Russian Civil War. During the civil war, entire armies of anarchist (“black”) armies erupted, of which Nestor Makhno was the most famous leader. The anarchists acted as a wildcard to be used by the Reds to knock out their White opponents, and the Reds then turned on the blacks. Makhno fled to Paris; the anarchists disintegrated as a coherent military force, which was scarcely more than bandits at many times.
Spanish Civil War. Likewise, during the Spanish Civil War, the anarchists – strongest up near Barcelona – opposed any attempts at control and coordination and could not fit into the Republican/Loyalist strategies to defeat Franco. Here is a movement which opposes all forms of institutionalized authority as oppression, and rejects any form of discipline, even for expedience and military necessity, on principle. The Bolsheviks’ own experiment in “non-discipline” early in the Russian Civil War was immediately and obviously disastrous, and Trotsky quickly re-instituted ranks and hierarchy into the Red Army. No such reorganization occurred in Spain.
The CNT, formed in Spain in 1910 and survived through the Franco era, survived to the present day, and remains the strongest and well-known anarchist trade union in the world. The IWW, originating in the US in 1905, remains active today, although far weaker over the years than the competing communist and socialist parties.
After the turmoil of WWII, the anarchists resumed activities in the 1960s with the spread of radical left wing views. Groups such as the Weathermen espoused violence and bomb-making, not merely emulating the methods of the “propaganda by deed” faction of the early anarchist movement, but ideologically almost identical to it as well.
During the 1970s, the punk rock movement was vocal in its political support for anarchism, but so much of their noise seemed to be more a nihilistic rebellion against society in general than a principled adherence to anarchism as a coherent political theory, to the extent it is that. But it’s hard to mistake the political message intended by the name and logo of Black Flag.

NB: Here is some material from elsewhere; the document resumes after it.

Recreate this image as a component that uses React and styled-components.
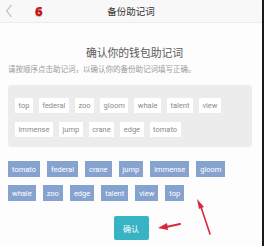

More recently, the World Bank and IMF protests have been the most prominent displays of radical anarchist militancy. As noted earlier however, as militant and aggressive as the anarchists appear to be, as a hardcore nucleus of the most radical opponents of capitalism, they still remain a very small minority – too small to have any discernable impact upon the system as a whole. However, their opposite numbers in the trade union movement continue to fight a parallel, though completely independent and uncoordinated, campaign to champion workers’ rights against what they believe is capitalist oppression. It would be nice to believe that Michael Moore is an anarchist, but the Libertarians do a better job of convincing me of their quasi-anarchist views than Moore does – consistently, he comes across as a closet Bolshevik. Note that his 18 wheeler across America was painted red with a hammer and sickle, not black with a circled A.
Literature: There are 3 books I’d recommend with regard to anarchy, quite apart from any of the actual political writings on the subjects – none of which I’ve actually read.
The World That Never Was: A True Story of Dreamers, Schemers, Anarchists & Secret Agents, by Alex Butterworth. Non-fiction. Astonishingly good tale of the anarchist movement in the late 19th century, practically a story, a novel, it’s all so hard to put down. Of course, the socialists of the time are players (Marx and Engels) but there is a wide variety of intriguing characters. The book starts out with the Franco-Prussian War and the Paris Commune, taking views of each which gave me plenty of info I did not already know despite having studied both topics at length. The story leads up to the Bolshevik Revolution in Russia in 1917 and ends very soon after.
These two are fiction, but they’re set amidst the anarchist movement of that time and are contemporary stories:
The Man Who Was Thursday, by G.K. Chesterton. A highly amusing and entertaining book written in, and set in, turn of the century London. An undercover police agent, Gabriel Syme, infiltrates a secret cabal of anarchists, and things get very weird very quickly; we won’t learn what’s really going on until the very end, but the ride is still more than enjoyable enough to make it all worthwhile. GKC is an author I’d vaguely been aware of for some time but had never actually read.
The Secret Agent, by Joseph Conrad. Considerably more dense and verbose than Chesterton’s work, which is much more light-hearted and flippant, for reasons which become evident by the end of the book. In this case, the story revolves around the abortive bombing attempt on the Greenwich Observatory in London. It seems the anarchist who was taking the bomb to blow up the Observatory, blew up himself when the bomb went off prematurely. There are cops investigating “the usual suspects”, and foreign powers plotting to provoke extravagant terrorism to goad the complacent Brits into more repressive measures, hopefully to reign in the Continental anarchists who find an easy and convenient refuge in London from where they can plot further attempts on the Continent. A French anarchist Louise Michel (veteran of the Paris Commune and briefly exiled to New Caledonia) joked that the anarchists were amused by the police agent provocateurs within their ranks, because the PAP’s always suggested the most ambitious and imaginative plots. In this story, the foreign secret service agent operating in his own embassy complains that the London anarchist cell basically talks up a storm but does nothing, which brings to mind Reg (John Cleese) and the People’s Front of Judea. I did enjoy this one, though considerably less than the Chesterton book.